Controls shouldn’t depend on whether you use PyTorch, LangChain, or a managed platform. You need a risk framework mapping for artificial intelligence (use NIST AI RMF as your common language) and enforceable policies (data access, secrets, logging, retention, allowed models/providers). You also need evaluation gates (offline regression thresholds plus a small canary) and auditability (versioned prompts/models, dataset identifiers, decision logs).

Finally, make incident response real: define severity levels for AI failures, require on-call ownership, and pre-write runbooks for rollback paths like “revert prompt,” “disable tool,” “swap retriever,” or “route to human.”

If you can’t execute those in minutes, you don’t have governance, plain and simple.

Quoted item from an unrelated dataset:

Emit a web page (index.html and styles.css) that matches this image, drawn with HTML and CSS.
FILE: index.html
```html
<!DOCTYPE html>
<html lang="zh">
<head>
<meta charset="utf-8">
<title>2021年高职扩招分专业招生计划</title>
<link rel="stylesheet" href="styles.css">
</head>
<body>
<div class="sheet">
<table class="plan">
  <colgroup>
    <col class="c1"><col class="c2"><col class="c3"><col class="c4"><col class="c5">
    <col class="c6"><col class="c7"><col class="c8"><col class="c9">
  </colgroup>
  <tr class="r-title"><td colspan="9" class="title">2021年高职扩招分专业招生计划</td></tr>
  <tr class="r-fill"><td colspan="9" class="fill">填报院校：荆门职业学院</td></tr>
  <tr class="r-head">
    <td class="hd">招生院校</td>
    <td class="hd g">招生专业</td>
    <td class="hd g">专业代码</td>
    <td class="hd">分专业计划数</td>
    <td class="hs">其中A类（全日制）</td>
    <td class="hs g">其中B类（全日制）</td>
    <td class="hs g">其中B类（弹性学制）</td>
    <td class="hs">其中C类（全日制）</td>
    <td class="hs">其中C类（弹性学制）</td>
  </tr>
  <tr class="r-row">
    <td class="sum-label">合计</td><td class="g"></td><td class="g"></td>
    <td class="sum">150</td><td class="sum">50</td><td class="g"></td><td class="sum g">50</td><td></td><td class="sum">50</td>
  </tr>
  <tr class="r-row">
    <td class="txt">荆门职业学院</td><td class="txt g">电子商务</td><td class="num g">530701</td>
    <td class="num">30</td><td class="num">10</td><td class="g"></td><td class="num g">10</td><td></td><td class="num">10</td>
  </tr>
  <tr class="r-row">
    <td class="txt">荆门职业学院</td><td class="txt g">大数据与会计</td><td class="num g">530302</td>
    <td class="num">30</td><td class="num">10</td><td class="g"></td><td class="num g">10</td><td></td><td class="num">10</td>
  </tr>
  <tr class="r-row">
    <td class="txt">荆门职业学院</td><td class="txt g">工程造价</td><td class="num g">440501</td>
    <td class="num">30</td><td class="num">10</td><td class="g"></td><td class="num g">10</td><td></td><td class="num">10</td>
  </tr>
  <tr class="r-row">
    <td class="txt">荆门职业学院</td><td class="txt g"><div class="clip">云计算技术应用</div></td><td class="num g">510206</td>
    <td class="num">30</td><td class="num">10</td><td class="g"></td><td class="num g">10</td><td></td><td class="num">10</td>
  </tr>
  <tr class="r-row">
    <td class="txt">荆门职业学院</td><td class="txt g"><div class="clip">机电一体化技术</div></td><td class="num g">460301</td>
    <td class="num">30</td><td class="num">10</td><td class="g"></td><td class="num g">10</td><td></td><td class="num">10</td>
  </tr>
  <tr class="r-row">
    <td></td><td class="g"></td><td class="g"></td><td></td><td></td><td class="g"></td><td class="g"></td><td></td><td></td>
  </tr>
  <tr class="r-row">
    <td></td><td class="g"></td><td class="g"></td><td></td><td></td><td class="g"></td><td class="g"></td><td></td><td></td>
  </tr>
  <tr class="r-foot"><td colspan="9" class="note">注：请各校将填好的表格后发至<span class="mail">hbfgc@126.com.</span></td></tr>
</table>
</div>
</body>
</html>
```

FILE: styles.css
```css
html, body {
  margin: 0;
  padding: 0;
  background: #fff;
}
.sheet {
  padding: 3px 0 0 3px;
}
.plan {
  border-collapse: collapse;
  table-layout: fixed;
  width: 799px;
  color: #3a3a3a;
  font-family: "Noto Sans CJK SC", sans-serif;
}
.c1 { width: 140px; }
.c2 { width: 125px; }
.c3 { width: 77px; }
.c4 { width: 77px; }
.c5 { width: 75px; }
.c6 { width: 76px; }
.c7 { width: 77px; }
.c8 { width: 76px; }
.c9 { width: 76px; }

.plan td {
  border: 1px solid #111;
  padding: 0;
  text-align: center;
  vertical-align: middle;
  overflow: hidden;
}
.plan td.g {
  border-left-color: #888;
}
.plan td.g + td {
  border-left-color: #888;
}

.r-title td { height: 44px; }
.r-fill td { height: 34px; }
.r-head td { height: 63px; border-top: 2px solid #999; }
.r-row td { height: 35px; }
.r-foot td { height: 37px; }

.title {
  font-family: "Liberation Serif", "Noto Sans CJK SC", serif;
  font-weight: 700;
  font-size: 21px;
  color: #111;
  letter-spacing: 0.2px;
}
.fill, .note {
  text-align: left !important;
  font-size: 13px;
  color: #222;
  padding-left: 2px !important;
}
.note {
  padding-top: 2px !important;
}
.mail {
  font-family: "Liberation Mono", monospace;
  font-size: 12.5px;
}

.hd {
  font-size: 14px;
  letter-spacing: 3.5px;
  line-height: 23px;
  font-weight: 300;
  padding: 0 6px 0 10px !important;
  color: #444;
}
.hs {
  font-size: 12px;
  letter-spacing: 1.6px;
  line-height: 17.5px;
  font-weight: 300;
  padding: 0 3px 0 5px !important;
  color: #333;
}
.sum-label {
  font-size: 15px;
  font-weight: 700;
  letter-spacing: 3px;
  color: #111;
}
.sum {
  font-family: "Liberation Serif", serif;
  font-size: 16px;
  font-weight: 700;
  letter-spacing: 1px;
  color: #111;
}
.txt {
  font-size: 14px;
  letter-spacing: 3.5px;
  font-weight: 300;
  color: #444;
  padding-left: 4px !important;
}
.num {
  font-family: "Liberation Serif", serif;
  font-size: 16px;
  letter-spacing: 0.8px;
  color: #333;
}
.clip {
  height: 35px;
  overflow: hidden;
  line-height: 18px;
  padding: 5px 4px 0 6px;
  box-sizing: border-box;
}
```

A Practical Standardization Shortlist

Blessing every framework is the fastest path to chaos. In Jira terms, it turns every release into an evergreen “platform integration” ticket.

If your platform runs Kubernetes and Terraform as the common substrate, your real decision is what you’ll support end to end (build, deploy, observe, roll back) without turning every model release into a bespoke integration. If you’re still debating “best” frameworks, you’re already drifting toward tool sprawl and surprise on-call.

Here are three stack archetypes that fit most engineering orgs without over-scoping the effort:

Kubernetes-First Open Stack: PyTorch or TensorFlow for training, Hugging Face plus one orchestration layer, and an ops plane you run (model registry, eval, monitoring). Best when you need portability and tight control, and you can afford integration work.
Managed Control Plane First: a cloud ML platform for training and deployment, with a thin app layer on top. Best when speed-to-production and compliance evidence matter more than architectural freedom.
Data-Platform First (Classical + Targeted GenAI): scikit-learn or Spark MLlib as the default, with GenAI frameworks only for bounded RAG use cases. Best when most value is tabular and you need predictable cost.

To decide fast, answer this: where must workloads run (VPC, on-prem, edge), who owns pager duty for the full path, and what audit controls must be provable by default in your development process.